• _What you will do_:
Check each line of the data below for the word "full", then extract the ones that have it.

---*---

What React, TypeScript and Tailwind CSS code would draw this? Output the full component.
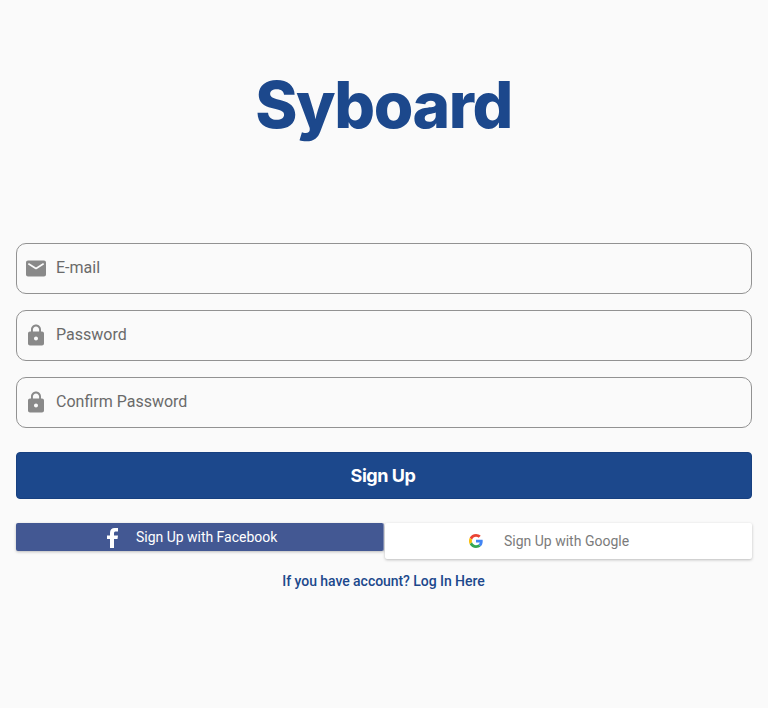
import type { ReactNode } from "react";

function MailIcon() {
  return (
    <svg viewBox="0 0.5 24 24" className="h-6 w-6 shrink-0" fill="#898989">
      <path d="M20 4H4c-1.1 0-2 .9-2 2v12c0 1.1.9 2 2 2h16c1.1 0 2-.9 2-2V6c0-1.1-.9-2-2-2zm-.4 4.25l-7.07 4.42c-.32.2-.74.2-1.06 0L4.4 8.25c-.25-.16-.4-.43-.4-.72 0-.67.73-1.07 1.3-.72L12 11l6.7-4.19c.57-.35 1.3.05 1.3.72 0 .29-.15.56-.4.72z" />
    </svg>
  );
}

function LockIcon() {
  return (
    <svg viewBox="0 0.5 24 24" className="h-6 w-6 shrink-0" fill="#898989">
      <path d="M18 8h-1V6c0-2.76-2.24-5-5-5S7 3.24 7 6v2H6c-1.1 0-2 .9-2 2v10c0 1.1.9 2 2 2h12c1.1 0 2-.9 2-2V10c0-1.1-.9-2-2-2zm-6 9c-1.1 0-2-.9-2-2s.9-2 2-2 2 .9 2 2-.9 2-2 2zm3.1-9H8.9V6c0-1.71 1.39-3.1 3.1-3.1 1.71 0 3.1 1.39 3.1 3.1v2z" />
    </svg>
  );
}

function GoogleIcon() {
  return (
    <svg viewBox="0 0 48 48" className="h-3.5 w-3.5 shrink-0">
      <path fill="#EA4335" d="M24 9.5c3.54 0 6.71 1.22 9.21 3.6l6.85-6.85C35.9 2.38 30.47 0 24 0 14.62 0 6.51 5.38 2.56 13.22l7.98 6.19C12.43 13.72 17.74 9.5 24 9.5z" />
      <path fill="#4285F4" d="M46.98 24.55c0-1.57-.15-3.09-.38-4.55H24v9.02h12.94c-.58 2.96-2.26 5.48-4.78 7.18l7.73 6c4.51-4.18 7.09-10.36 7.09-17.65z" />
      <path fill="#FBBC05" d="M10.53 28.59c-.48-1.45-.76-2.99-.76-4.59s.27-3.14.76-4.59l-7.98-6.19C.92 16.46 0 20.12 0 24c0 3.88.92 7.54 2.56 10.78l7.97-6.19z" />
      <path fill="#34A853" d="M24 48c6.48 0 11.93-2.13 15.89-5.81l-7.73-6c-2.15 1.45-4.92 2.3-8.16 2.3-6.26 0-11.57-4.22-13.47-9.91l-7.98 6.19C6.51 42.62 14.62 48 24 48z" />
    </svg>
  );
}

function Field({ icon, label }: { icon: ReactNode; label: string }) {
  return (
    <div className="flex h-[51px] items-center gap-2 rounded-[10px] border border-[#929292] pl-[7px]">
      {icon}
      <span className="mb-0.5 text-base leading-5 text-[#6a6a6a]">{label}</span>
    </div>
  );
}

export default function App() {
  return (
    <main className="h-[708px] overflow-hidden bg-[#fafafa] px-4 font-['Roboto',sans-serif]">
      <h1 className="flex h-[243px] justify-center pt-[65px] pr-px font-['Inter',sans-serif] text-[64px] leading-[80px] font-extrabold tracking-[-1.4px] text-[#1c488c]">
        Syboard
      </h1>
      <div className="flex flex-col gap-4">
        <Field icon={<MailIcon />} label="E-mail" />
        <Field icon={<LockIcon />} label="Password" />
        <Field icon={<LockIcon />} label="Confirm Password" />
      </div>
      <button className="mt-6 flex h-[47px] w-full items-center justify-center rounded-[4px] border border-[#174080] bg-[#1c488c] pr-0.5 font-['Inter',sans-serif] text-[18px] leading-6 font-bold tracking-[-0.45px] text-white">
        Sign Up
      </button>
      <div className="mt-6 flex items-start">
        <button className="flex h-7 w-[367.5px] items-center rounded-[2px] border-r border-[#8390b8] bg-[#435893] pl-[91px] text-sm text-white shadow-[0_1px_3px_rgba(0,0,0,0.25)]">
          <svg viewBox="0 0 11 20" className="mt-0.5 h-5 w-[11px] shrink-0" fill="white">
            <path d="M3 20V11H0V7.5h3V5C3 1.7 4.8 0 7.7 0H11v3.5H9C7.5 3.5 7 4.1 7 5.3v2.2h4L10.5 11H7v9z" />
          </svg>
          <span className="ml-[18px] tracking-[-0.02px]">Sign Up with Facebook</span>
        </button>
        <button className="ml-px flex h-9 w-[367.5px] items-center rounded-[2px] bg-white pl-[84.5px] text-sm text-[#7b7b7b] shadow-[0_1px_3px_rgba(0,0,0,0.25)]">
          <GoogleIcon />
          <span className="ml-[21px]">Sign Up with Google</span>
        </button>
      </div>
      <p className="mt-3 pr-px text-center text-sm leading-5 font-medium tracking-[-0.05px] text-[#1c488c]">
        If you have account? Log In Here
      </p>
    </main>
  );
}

---*---

• _Result_:
What React, TypeScript and Tailwind CSS code would draw this? Output the full component.
      <button className="mt-6 flex h-[47px] w-full items-center justify-center rounded-[4px] border border-[#174080] bg-[#1c488c] pr-0.5 font-['Inter',sans-serif] text-[18px] leading-6 font-bold tracking-[-0.45px] text-white">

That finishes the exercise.